We ordered from their shared plates menu and had an ample amount to eat: Kung Pao Calamari with bell peppers, onions, peanuts with a spicy hoisin ginger sauce (it was delicious!); Black Tiger Shrimp Tempura with half of the plate with a ginger-plum sauce and the other half smeared with hot soy mustard sauce, each contrasting the other; seared rare yellowfin tuna with kim chee, tropical fruit salsa and hot soy mustard; a Deluxe “rice” roll with no rice, but instead tuna and wild salmon rolled in creamy crabmeat with nori.
As we all enjoyed our dinner, I could not help but watch a constant line of people outside a building a few blocks away. I asked Charlie what that line was for and he informed me that it was VooDoo Doughnuts. I could not believe the popularity of these doughnuts and still have not had any, but at the end of our trip, could not help but notice a few people carrying large bright pink boxes of VooDoo Doughnuts on the airplane ride to Los Angeles.
Jacob “Jake” Lewis Freiman opened Jake’s in 1892, but a flood in 1906 destroyed the original restaurant, he rebuilt and Jake’s Famous Crawfish Restaurant moved to its present location, 401 SW 12th Ave. at Stark Street in Portland.
VooDoo Doughnuts started with two friends, Kenneth “Cat Daddy” Pogson and Tress Shannon, who wanted to start a business together, but had never made a doughnut before. So they went to Pico Rivera, Calif., a suburb in Los Angeles, to learn from some doughnut masters. There are over 50 varieties of doughnuts to choose from. Their signature one, the VooDoo Doll Doughnut, is shaped like a doll, filled with raspberry jelly, topped with chocolate frosting and a pretzel stake in its heart! Their creative names like Tex-Ass Challenge doughnut equals six regular doughnuts, and if you eat it in 80 seconds, you get your money back. It sound like a diabetic attack waiting to happen!

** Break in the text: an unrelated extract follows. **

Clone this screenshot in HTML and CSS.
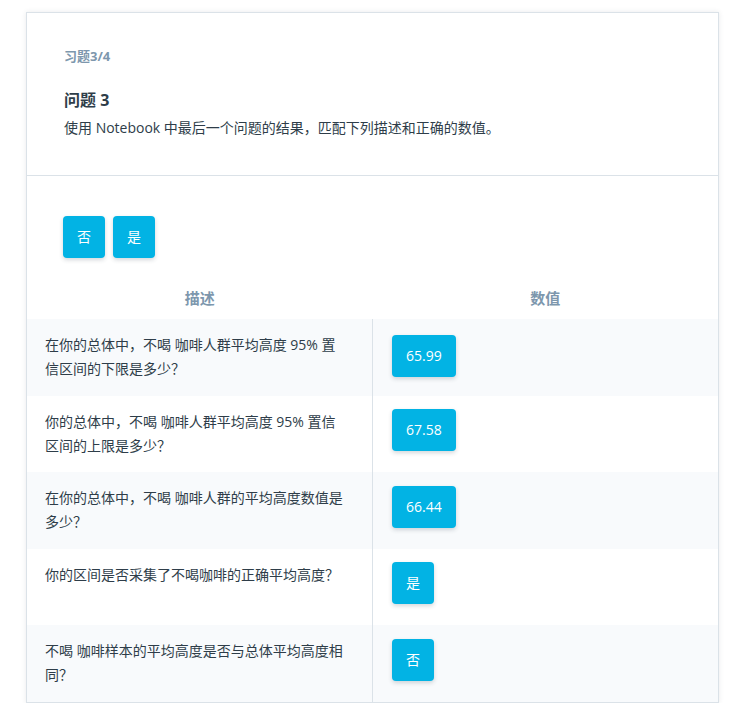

Congratulations Lori Kong of Aloha Lehua Café in Pahoa town who just celebrated her first anniversary at the beginning of the month! Lori opened her doors on July 1 and has participated in many contests and food events throughout the year with her very popular Hawaiian nachos, made with homemade wonton chips, kalua pig, lomi salmon and the chef’s secret sauce. On Aloha Lehua Café’s special one year celebration, the Hawaiian nachos was selling like hot cakes at half price!